*Aim*: Return the full material exactly.

*Source material*:
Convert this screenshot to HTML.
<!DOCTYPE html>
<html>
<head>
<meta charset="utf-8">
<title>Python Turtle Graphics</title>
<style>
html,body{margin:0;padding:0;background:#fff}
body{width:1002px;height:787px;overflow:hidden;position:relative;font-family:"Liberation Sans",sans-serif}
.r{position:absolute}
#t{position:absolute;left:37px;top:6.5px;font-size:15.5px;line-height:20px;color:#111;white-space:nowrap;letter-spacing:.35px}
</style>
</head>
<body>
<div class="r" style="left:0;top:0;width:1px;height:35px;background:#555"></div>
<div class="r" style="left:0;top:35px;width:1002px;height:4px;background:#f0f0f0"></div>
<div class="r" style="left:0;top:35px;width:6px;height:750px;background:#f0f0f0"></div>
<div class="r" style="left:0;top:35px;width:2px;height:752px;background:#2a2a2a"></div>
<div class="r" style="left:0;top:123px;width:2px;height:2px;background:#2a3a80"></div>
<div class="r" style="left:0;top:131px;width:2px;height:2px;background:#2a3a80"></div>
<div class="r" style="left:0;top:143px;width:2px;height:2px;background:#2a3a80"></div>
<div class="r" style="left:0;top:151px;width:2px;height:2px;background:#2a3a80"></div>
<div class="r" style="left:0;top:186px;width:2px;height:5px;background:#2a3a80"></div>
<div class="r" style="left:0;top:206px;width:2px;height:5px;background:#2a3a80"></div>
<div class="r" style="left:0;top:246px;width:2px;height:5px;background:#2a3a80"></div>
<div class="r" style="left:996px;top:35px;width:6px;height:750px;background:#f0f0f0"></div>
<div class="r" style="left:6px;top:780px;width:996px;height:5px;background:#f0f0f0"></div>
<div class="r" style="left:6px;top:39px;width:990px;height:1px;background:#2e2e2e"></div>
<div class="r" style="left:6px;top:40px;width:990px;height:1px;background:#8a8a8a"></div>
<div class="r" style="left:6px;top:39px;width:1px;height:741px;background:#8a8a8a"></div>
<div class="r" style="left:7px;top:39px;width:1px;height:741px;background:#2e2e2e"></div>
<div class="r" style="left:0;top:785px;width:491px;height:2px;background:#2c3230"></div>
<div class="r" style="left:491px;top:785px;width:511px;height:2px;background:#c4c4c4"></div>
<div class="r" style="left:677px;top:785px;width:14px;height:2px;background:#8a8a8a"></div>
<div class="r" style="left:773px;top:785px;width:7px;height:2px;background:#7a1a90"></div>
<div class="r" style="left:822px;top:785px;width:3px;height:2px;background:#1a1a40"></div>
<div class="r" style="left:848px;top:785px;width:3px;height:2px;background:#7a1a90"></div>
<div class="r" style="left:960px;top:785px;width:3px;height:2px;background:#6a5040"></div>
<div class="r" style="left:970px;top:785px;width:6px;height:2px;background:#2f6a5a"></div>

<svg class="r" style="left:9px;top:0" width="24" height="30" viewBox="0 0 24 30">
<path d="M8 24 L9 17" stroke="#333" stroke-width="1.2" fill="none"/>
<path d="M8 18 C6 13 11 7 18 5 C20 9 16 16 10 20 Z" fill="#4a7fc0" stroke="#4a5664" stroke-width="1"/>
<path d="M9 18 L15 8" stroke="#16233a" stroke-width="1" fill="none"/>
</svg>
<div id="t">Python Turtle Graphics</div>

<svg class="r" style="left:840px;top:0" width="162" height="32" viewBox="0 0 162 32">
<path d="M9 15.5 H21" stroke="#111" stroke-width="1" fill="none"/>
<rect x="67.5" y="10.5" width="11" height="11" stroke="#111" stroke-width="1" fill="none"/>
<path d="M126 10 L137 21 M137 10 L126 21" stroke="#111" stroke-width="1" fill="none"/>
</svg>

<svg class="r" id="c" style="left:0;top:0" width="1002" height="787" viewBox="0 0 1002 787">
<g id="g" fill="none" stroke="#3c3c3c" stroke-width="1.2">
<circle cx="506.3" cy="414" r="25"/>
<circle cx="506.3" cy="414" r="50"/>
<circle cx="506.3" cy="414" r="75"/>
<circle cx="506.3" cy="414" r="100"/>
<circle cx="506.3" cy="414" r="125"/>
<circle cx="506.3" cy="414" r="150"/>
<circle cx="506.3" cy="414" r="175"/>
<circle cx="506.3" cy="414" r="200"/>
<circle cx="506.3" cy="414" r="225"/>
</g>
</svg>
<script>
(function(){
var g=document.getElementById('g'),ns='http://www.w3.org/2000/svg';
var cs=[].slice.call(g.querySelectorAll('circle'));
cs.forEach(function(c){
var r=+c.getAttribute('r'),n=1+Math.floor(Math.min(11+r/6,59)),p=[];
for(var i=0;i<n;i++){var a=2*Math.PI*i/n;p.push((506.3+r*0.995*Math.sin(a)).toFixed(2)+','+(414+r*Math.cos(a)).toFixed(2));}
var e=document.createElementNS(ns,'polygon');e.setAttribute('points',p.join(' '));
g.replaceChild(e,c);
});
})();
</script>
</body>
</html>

*Solution to this exercise*:
Convert this screenshot to HTML.
<!DOCTYPE html>
<html>
<head>
<meta charset="utf-8">
<title>Python Turtle Graphics</title>
<style>
html,body{margin:0;padding:0;background:#fff}
body{width:1002px;height:787px;overflow:hidden;position:relative;font-family:"Liberation Sans",sans-serif}
.r{position:absolute}
#t{position:absolute;left:37px;top:6.5px;font-size:15.5px;line-height:20px;color:#111;white-space:nowrap;letter-spacing:.35px}
</style>
</head>
<body>
<div class="r" style="left:0;top:0;width:1px;height:35px;background:#555"></div>
<div class="r" style="left:0;top:35px;width:1002px;height:4px;background:#f0f0f0"></div>
<div class="r" style="left:0;top:35px;width:6px;height:750px;background:#f0f0f0"></div>
<div class="r" style="left:0;top:35px;width:2px;height:752px;background:#2a2a2a"></div>
<div class="r" style="left:0;top:123px;width:2px;height:2px;background:#2a3a80"></div>
<div class="r" style="left:0;top:131px;width:2px;height:2px;background:#2a3a80"></div>
<div class="r" style="left:0;top:143px;width:2px;height:2px;background:#2a3a80"></div>
<div class="r" style="left:0;top:151px;width:2px;height:2px;background:#2a3a80"></div>
<div class="r" style="left:0;top:186px;width:2px;height:5px;background:#2a3a80"></div>
<div class="r" style="left:0;top:206px;width:2px;height:5px;background:#2a3a80"></div>
<div class="r" style="left:0;top:246px;width:2px;height:5px;background:#2a3a80"></div>
<div class="r" style="left:996px;top:35px;width:6px;height:750px;background:#f0f0f0"></div>
<div class="r" style="left:6px;top:780px;width:996px;height:5px;background:#f0f0f0"></div>
<div class="r" style="left:6px;top:39px;width:990px;height:1px;background:#2e2e2e"></div>
<div class="r" style="left:6px;top:40px;width:990px;height:1px;background:#8a8a8a"></div>
<div class="r" style="left:6px;top:39px;width:1px;height:741px;background:#8a8a8a"></div>
<div class="r" style="left:7px;top:39px;width:1px;height:741px;background:#2e2e2e"></div>
<div class="r" style="left:0;top:785px;width:491px;height:2px;background:#2c3230"></div>
<div class="r" style="left:491px;top:785px;width:511px;height:2px;background:#c4c4c4"></div>
<div class="r" style="left:677px;top:785px;width:14px;height:2px;background:#8a8a8a"></div>
<div class="r" style="left:773px;top:785px;width:7px;height:2px;background:#7a1a90"></div>
<div class="r" style="left:822px;top:785px;width:3px;height:2px;background:#1a1a40"></div>
<div class="r" style="left:848px;top:785px;width:3px;height:2px;background:#7a1a90"></div>
<div class="r" style="left:960px;top:785px;width:3px;height:2px;background:#6a5040"></div>
<div class="r" style="left:970px;top:785px;width:6px;height:2px;background:#2f6a5a"></div>

<svg class="r" style="left:9px;top:0" width="24" height="30" viewBox="0 0 24 30">
<path d="M8 24 L9 17" stroke="#333" stroke-width="1.2" fill="none"/>
<path d="M8 18 C6 13 11 7 18 5 C20 9 16 16 10 20 Z" fill="#4a7fc0" stroke="#4a5664" stroke-width="1"/>
<path d="M9 18 L15 8" stroke="#16233a" stroke-width="1" fill="none"/>
</svg>
<div id="t">Python Turtle Graphics</div>

<svg class="r" style="left:840px;top:0" width="162" height="32" viewBox="0 0 162 32">
<path d="M9 15.5 H21" stroke="#111" stroke-width="1" fill="none"/>
<rect x="67.5" y="10.5" width="11" height="11" stroke="#111" stroke-width="1" fill="none"/>
<path d="M126 10 L137 21 M137 10 L126 21" stroke="#111" stroke-width="1" fill="none"/>
</svg>

<svg class="r" id="c" style="left:0;top:0" width="1002" height="787" viewBox="0 0 1002 787">
<g id="g" fill="none" stroke="#3c3c3c" stroke-width="1.2">
<circle cx="506.3" cy="414" r="25"/>
<circle cx="506.3" cy="414" r="50"/>
<circle cx="506.3" cy="414" r="75"/>
<circle cx="506.3" cy="414" r="100"/>
<circle cx="506.3" cy="414" r="125"/>
<circle cx="506.3" cy="414" r="150"/>
<circle cx="506.3" cy="414" r="175"/>
<circle cx="506.3" cy="414" r="200"/>
<circle cx="506.3" cy="414" r="225"/>
</g>
</svg>
<script>
(function(){
var g=document.getElementById('g'),ns='http://www.w3.org/2000/svg';
var cs=[].slice.call(g.querySelectorAll('circle'));
cs.forEach(function(c){
var r=+c.getAttribute('r'),n=1+Math.floor(Math.min(11+r/6,59)),p=[];
for(var i=0;i<n;i++){var a=2*Math.PI*i/n;p.push((506.3+r*0.995*Math.sin(a)).toFixed(2)+','+(414+r*Math.cos(a)).toFixed(2));}
var e=document.createElementNS(ns,'polygon');e.setAttribute('points',p.join(' '));
g.replaceChild(e,c);
});
})();
</script>
</body>
</html>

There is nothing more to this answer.